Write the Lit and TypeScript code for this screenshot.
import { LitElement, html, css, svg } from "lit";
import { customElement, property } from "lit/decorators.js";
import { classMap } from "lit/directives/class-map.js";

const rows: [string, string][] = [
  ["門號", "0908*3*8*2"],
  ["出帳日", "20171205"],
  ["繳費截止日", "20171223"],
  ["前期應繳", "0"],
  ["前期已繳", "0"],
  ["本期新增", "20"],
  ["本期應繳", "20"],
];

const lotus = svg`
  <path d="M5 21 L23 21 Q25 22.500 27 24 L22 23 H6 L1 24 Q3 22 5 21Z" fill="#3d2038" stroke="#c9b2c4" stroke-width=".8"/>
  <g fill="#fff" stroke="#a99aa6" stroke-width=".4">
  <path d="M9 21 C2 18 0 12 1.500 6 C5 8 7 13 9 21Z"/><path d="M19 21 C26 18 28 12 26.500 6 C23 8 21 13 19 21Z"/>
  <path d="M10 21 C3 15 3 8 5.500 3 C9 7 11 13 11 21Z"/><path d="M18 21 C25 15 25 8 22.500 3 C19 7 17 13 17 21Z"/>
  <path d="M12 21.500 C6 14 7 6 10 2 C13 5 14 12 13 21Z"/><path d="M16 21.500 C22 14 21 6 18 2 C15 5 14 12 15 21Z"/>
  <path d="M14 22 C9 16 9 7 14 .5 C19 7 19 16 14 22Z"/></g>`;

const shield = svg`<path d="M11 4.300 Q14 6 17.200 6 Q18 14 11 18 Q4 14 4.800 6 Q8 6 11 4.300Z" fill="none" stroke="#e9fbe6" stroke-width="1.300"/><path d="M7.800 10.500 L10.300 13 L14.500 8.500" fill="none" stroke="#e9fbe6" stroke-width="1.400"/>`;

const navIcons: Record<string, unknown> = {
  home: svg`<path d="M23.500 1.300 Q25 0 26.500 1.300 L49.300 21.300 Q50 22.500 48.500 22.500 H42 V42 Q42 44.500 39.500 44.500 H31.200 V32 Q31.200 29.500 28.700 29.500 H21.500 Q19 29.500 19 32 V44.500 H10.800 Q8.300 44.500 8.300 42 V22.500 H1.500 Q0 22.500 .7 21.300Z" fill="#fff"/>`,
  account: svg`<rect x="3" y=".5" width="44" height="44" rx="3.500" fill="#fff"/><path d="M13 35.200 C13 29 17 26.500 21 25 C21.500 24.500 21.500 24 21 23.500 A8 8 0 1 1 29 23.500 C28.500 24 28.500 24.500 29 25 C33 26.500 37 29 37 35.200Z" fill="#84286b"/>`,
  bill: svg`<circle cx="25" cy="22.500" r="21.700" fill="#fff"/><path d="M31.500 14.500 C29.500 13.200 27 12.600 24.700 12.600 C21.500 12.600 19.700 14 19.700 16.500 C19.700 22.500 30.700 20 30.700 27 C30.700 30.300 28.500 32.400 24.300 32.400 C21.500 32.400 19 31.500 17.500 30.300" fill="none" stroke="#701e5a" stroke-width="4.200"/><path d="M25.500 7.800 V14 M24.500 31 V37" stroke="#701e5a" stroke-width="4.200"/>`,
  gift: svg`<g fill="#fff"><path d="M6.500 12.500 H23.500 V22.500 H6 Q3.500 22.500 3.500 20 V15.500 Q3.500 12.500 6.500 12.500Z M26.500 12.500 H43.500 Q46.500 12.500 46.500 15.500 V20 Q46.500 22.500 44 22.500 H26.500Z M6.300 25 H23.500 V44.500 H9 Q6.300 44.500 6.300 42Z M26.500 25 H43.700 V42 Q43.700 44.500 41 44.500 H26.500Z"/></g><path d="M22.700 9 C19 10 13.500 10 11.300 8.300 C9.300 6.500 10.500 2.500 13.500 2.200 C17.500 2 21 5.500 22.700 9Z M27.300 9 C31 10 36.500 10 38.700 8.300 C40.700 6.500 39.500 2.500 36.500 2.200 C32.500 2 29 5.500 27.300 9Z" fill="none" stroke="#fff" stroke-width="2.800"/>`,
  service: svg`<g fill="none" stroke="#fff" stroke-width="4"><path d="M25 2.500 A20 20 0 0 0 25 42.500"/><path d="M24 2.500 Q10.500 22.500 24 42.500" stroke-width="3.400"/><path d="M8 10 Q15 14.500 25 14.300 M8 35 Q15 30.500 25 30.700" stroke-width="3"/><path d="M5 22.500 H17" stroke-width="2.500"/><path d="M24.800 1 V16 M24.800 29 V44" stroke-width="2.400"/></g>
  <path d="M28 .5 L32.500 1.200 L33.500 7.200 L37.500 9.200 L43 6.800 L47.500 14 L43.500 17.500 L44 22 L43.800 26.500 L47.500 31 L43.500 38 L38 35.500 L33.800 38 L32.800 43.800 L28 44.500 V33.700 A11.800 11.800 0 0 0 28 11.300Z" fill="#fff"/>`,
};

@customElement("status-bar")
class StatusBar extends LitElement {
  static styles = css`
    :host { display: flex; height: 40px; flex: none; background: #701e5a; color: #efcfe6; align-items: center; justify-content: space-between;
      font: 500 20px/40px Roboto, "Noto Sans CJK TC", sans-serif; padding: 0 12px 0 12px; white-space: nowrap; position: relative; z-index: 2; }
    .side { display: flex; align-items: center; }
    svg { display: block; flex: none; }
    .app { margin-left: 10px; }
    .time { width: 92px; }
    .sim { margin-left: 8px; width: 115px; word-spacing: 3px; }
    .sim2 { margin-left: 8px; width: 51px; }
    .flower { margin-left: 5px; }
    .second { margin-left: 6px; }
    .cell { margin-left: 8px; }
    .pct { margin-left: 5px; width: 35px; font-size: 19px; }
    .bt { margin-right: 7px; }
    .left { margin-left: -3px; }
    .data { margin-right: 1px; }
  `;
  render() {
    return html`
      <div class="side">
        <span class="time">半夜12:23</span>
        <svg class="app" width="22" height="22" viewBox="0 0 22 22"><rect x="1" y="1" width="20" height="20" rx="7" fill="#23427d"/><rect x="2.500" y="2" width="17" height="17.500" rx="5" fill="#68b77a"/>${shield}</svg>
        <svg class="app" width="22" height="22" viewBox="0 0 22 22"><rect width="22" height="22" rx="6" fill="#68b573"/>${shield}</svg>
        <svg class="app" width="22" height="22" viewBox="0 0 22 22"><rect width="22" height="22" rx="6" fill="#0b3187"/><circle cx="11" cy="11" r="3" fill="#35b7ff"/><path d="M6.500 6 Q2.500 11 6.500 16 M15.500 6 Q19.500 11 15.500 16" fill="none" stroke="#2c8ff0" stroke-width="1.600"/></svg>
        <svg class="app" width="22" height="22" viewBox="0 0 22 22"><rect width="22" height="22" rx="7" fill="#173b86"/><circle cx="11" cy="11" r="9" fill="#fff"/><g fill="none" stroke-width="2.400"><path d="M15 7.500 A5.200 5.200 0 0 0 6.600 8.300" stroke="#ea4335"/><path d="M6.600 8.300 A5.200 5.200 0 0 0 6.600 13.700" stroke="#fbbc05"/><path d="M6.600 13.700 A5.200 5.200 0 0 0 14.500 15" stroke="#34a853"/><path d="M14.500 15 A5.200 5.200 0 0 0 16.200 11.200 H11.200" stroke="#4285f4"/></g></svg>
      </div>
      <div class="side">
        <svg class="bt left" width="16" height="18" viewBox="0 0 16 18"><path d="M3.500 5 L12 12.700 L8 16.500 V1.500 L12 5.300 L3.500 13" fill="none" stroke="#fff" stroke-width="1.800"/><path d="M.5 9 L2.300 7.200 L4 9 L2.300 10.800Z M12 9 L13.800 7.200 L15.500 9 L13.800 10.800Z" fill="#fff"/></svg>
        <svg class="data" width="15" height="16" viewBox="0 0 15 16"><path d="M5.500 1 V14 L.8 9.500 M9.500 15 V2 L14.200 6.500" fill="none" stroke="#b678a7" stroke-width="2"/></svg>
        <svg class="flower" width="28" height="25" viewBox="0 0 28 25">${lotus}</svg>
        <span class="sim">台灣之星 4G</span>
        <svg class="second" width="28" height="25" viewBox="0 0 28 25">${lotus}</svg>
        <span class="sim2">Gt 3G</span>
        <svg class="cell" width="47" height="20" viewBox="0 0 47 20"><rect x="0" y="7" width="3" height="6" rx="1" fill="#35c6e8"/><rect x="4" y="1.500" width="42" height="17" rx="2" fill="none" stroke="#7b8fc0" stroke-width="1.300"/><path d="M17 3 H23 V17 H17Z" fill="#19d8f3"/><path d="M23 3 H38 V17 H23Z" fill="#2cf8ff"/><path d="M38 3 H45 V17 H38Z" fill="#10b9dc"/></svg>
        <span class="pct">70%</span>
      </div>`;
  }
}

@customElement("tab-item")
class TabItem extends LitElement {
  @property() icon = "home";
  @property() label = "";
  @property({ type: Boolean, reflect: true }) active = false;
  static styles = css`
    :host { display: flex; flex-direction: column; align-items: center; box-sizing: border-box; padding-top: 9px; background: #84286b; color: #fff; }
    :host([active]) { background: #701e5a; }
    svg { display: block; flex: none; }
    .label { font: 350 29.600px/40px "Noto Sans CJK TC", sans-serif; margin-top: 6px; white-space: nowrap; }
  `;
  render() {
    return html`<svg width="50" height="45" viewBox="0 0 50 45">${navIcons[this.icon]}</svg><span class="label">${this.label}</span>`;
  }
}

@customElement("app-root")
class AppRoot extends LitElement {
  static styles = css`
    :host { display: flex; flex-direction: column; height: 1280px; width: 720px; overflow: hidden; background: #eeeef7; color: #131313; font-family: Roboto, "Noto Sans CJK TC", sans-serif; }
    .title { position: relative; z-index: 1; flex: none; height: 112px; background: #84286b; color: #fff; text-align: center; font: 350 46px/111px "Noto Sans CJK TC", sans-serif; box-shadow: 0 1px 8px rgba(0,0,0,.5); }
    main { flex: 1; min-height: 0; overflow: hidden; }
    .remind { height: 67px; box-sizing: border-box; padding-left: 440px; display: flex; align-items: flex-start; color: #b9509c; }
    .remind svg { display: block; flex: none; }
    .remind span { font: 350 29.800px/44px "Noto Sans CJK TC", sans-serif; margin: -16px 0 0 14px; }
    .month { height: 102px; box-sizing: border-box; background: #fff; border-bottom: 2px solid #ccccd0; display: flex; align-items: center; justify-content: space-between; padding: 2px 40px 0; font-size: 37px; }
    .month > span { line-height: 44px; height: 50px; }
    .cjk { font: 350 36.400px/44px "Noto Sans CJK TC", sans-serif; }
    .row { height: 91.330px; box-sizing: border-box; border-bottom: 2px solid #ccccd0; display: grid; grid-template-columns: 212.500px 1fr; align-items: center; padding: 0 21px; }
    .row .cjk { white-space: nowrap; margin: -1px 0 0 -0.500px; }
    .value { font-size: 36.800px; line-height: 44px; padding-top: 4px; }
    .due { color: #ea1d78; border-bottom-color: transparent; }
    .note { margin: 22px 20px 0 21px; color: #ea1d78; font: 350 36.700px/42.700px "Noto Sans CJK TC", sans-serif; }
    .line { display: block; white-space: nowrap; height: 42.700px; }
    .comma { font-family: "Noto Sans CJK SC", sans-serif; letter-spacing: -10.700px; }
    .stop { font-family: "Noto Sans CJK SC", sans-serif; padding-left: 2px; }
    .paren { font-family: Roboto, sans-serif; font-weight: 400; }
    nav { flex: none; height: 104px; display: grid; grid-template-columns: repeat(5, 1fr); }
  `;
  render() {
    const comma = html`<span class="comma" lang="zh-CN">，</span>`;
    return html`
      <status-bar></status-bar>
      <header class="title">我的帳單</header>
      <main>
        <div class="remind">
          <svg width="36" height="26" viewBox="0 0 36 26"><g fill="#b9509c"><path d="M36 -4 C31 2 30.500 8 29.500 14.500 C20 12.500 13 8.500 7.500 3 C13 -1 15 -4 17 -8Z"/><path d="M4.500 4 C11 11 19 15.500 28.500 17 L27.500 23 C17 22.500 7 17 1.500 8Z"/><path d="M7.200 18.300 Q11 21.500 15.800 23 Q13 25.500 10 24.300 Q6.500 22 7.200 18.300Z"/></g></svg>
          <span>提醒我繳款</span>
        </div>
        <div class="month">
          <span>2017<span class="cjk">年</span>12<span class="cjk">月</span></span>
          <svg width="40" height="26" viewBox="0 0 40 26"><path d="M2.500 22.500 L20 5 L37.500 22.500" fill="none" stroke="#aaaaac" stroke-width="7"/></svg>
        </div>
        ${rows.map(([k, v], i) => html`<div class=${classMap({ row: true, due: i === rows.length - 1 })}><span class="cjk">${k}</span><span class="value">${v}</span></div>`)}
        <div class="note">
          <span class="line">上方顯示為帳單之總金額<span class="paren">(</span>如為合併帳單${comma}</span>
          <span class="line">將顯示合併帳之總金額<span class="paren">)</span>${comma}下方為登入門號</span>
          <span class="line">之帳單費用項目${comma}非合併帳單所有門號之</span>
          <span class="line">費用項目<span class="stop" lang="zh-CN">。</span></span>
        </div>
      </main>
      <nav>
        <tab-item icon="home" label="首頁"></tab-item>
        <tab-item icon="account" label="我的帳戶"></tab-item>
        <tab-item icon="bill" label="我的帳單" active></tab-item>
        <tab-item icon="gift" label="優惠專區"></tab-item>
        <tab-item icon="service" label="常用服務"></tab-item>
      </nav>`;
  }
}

*Work to do*
Say how many lines above contain the string "this". Answer with the number only.

*Written solution*
2